- [REQUIRED WORK]:
Give only one thing: the number of lines that include the word "styles".
>> BEGIN
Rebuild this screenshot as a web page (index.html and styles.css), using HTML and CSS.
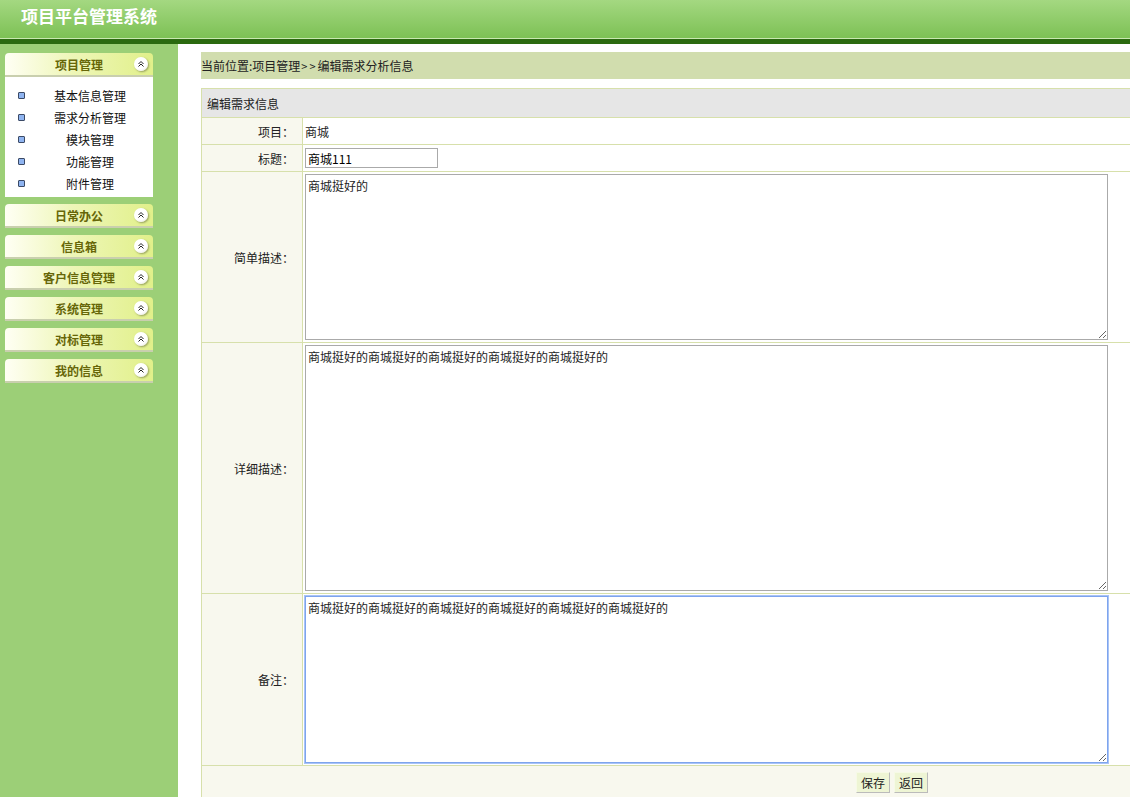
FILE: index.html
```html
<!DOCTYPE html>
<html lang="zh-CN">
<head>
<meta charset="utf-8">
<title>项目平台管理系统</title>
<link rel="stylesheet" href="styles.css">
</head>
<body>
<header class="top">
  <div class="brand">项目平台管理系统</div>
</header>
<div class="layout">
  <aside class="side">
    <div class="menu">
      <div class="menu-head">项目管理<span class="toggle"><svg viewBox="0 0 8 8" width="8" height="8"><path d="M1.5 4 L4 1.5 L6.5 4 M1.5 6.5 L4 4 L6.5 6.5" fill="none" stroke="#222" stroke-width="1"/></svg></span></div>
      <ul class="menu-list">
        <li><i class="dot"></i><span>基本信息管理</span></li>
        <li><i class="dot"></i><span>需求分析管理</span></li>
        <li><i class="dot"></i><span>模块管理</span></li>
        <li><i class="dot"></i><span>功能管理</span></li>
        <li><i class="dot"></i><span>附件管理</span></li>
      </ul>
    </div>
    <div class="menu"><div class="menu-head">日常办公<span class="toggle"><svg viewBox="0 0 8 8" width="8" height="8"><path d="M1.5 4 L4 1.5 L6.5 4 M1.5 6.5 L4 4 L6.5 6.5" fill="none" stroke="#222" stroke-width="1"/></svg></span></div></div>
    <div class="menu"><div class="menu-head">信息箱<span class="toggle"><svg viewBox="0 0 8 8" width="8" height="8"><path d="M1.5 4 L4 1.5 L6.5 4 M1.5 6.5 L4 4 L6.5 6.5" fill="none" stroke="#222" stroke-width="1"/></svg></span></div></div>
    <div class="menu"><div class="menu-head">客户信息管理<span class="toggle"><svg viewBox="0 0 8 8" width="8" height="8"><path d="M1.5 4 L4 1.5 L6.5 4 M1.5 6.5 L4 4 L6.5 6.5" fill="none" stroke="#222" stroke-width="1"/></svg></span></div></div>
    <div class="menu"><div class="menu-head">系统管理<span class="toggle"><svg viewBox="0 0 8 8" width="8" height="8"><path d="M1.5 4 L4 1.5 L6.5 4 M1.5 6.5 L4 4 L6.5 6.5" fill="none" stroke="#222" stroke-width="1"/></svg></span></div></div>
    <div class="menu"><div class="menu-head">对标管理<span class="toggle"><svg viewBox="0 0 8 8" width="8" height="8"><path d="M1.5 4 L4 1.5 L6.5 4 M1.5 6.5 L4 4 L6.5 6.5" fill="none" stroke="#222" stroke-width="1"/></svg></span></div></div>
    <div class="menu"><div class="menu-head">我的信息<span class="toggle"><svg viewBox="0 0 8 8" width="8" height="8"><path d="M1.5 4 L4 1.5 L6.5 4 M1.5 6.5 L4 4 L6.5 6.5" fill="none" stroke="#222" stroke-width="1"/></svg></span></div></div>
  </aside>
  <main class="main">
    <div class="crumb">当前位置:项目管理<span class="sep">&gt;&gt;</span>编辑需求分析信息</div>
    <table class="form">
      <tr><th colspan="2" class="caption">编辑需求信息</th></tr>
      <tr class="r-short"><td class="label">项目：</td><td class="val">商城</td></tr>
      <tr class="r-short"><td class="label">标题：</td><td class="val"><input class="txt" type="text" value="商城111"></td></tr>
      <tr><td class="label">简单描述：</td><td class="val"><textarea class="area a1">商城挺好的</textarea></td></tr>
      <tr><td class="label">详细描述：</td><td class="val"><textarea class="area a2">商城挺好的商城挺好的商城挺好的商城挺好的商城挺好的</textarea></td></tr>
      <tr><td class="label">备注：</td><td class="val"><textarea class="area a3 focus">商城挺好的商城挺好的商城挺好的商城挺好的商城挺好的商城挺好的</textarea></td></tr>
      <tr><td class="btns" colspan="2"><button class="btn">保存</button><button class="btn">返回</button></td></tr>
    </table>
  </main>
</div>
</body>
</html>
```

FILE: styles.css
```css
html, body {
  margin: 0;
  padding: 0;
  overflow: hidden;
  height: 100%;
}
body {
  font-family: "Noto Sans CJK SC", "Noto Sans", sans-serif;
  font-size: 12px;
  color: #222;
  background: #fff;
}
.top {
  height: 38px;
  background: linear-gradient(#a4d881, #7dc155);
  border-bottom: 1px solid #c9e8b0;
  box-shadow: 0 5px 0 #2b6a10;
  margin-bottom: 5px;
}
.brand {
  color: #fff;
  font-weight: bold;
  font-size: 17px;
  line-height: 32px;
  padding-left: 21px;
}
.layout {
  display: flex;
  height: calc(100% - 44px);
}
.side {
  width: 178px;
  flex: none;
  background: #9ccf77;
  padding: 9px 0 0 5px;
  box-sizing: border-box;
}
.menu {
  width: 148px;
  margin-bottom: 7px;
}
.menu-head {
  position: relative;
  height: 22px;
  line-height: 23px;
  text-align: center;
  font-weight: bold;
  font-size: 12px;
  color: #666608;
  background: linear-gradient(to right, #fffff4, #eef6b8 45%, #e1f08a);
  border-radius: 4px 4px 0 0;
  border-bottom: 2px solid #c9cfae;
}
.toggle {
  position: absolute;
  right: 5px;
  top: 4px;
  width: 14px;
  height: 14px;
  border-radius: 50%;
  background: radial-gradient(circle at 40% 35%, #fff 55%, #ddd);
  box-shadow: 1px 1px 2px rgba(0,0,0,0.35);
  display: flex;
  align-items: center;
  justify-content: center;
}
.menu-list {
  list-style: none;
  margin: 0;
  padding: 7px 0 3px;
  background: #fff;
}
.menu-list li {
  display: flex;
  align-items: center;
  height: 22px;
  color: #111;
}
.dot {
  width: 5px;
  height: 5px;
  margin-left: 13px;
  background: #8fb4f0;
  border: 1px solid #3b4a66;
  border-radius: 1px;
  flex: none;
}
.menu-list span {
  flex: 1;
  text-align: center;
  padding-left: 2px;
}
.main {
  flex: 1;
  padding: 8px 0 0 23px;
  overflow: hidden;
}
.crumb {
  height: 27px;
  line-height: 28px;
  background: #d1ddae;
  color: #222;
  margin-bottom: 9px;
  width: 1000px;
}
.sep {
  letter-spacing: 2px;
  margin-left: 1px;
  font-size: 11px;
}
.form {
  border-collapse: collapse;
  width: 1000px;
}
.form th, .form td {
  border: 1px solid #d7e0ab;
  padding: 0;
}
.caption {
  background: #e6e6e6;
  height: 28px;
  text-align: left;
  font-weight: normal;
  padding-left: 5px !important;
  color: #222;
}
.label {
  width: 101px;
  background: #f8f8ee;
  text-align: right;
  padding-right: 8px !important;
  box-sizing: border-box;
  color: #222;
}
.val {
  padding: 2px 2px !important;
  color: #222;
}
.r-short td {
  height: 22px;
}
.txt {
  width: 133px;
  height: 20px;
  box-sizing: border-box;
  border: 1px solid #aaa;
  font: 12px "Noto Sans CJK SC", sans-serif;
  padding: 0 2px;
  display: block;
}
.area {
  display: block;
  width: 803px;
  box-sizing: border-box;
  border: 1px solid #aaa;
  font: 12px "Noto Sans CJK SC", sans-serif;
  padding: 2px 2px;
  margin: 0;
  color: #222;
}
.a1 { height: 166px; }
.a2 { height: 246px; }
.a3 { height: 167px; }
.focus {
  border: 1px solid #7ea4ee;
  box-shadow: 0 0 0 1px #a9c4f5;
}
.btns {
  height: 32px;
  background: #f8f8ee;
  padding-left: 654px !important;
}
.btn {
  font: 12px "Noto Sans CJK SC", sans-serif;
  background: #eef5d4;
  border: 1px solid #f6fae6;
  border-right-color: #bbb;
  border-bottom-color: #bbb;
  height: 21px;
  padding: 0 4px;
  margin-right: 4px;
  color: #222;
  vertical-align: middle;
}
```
>> END
- [ANSWER TO THE EXERCISE]:
3